Instruction: Identify the lines bearing the string "index" and gather them.

* * * * * * * * *

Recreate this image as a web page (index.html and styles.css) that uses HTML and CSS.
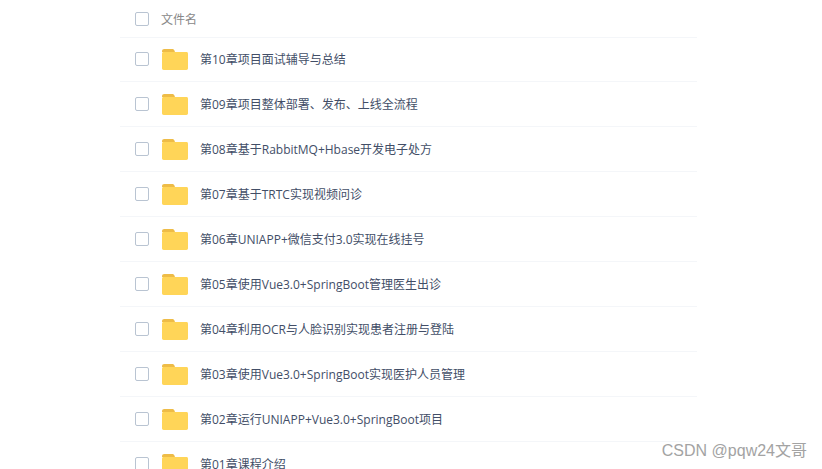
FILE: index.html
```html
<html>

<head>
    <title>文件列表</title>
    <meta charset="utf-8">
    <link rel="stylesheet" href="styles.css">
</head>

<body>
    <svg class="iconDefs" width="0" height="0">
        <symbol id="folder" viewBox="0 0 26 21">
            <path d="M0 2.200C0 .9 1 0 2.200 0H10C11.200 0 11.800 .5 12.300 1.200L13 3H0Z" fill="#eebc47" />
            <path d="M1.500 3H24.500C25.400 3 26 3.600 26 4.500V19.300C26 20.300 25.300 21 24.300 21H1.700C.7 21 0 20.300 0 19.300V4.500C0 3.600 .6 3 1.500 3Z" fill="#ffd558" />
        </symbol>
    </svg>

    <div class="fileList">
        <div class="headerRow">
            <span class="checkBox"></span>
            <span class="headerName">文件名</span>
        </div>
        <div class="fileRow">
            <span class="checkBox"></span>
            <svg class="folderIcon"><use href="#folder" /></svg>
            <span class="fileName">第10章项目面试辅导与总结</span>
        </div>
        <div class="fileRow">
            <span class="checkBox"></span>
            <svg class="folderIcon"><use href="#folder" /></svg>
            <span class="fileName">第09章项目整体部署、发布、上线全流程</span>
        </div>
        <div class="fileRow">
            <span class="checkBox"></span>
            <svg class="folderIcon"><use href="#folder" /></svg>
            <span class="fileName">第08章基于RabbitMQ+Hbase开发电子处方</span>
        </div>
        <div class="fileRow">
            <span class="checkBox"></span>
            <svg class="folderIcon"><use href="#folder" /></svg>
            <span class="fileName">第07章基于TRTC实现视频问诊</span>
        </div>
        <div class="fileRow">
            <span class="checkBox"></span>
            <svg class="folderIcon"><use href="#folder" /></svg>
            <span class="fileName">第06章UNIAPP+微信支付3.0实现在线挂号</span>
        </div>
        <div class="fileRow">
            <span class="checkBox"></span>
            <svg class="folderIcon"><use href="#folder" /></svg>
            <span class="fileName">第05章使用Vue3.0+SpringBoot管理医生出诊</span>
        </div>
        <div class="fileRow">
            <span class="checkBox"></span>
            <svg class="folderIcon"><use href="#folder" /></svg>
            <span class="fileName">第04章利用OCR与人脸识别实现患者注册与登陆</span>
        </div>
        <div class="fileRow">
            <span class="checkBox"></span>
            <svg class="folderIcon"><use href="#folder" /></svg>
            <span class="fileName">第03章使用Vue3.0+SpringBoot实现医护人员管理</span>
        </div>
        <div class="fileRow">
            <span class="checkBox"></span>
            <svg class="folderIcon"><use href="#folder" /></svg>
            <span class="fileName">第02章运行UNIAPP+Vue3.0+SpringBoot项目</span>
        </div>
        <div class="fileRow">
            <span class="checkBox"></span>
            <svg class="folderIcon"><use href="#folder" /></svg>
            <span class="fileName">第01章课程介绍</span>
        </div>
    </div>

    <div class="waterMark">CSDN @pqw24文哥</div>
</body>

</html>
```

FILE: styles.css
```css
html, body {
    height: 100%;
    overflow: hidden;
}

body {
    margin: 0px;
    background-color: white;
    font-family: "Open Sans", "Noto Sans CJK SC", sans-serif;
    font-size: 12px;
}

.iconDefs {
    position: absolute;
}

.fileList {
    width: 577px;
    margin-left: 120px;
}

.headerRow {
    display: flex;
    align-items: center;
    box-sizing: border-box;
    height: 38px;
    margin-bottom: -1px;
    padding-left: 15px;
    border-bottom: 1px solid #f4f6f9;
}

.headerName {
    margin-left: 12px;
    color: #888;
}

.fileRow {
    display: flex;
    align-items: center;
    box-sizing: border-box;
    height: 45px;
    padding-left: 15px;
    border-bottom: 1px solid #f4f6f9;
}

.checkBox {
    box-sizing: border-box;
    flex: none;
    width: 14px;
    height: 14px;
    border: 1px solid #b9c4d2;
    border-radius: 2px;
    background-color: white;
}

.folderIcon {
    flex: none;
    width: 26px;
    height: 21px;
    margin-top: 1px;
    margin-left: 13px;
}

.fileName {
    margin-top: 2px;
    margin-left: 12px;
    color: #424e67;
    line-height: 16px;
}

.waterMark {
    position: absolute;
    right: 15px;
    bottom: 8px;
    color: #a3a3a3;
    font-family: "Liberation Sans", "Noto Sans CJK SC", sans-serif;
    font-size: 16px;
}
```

* * * * * * * * *

The completed task:
Recreate this image as a web page (index.html and styles.css) that uses HTML and CSS.
FILE: index.html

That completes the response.